6) Multiple Asset Owners and Inference of Ownership: Internet-connected devices may have multiple organizational owners, and at the same time there is no Internet protocol or standard that says who owns what. An asset may also have little to nothing external indicating that it is owned by an organization. At the same time, if breached, it could be connected to something incredibly sensitive. For example, when Target was hacked through their HVAC which granted access to the payment network.

At best, inferences can be made with a varied degree of reliability. For example, WHOIS data may provide ownership clues, but is not as reliable since GDPR went info affect. ARIN and the other RIRs data can help, so do copyright notices, logos, assets on the same IP or IP-range, keywords found in the hostname or HTML content, etc. We’ve mapped a couple of dozen indictors where ownership can be inferred.

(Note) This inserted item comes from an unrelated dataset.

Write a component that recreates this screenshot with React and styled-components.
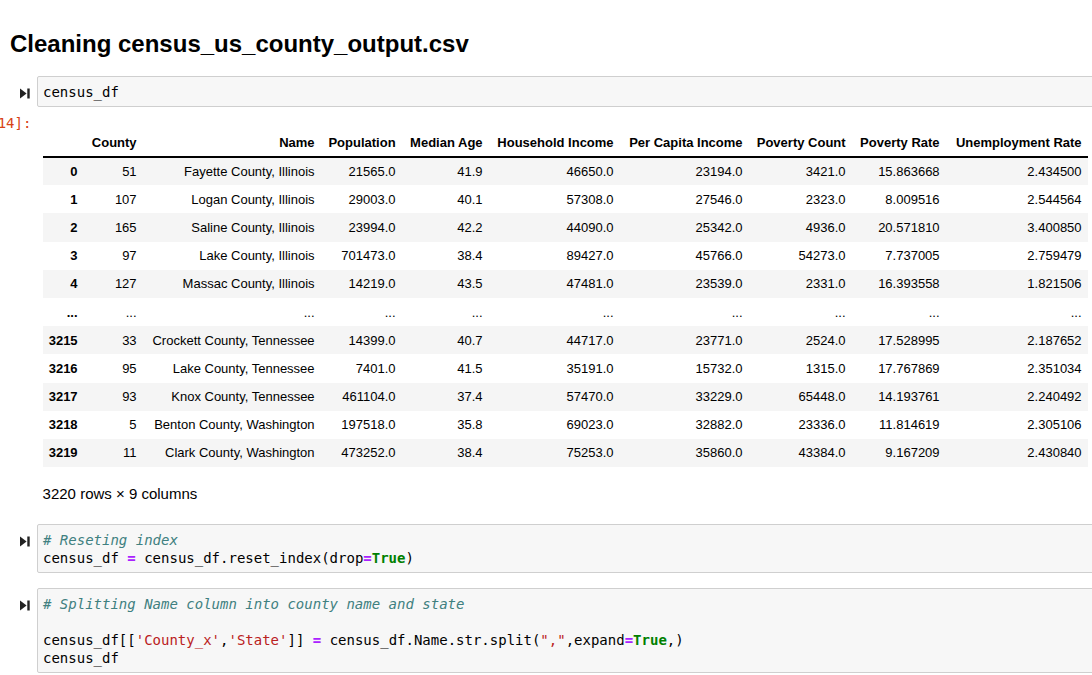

7) Rate of Attack Surface Change: New domain names can be registered at any time, and often are, for new product launches, marketing promotions, or just plain squatting. Internet-connected assets may be stood up and decommissioned without notice (Shadow Assets). New ports/services may be opened with little to no warning (Shadow Services). In addition, the software running on each surface may be updated as well (Shadow Software) — hopefully. Collectively, the attack surface of the average organization changes constantly. We think somewhere around 1-5% per month. And each change, each unaccounted for and unprotected difference, is potentially an opportunity for an adversary to take advantage of. When something belonging to the company pops-up somewhere randomly on the Internet, someone or something needs to find it as fast as possible.

These challenges and many more cannot be solved overnight, and even be well-understood without investing many years of dedicated research. Bit Discovery and the team has been at this for a long time, which is why the industry now is finally making progress.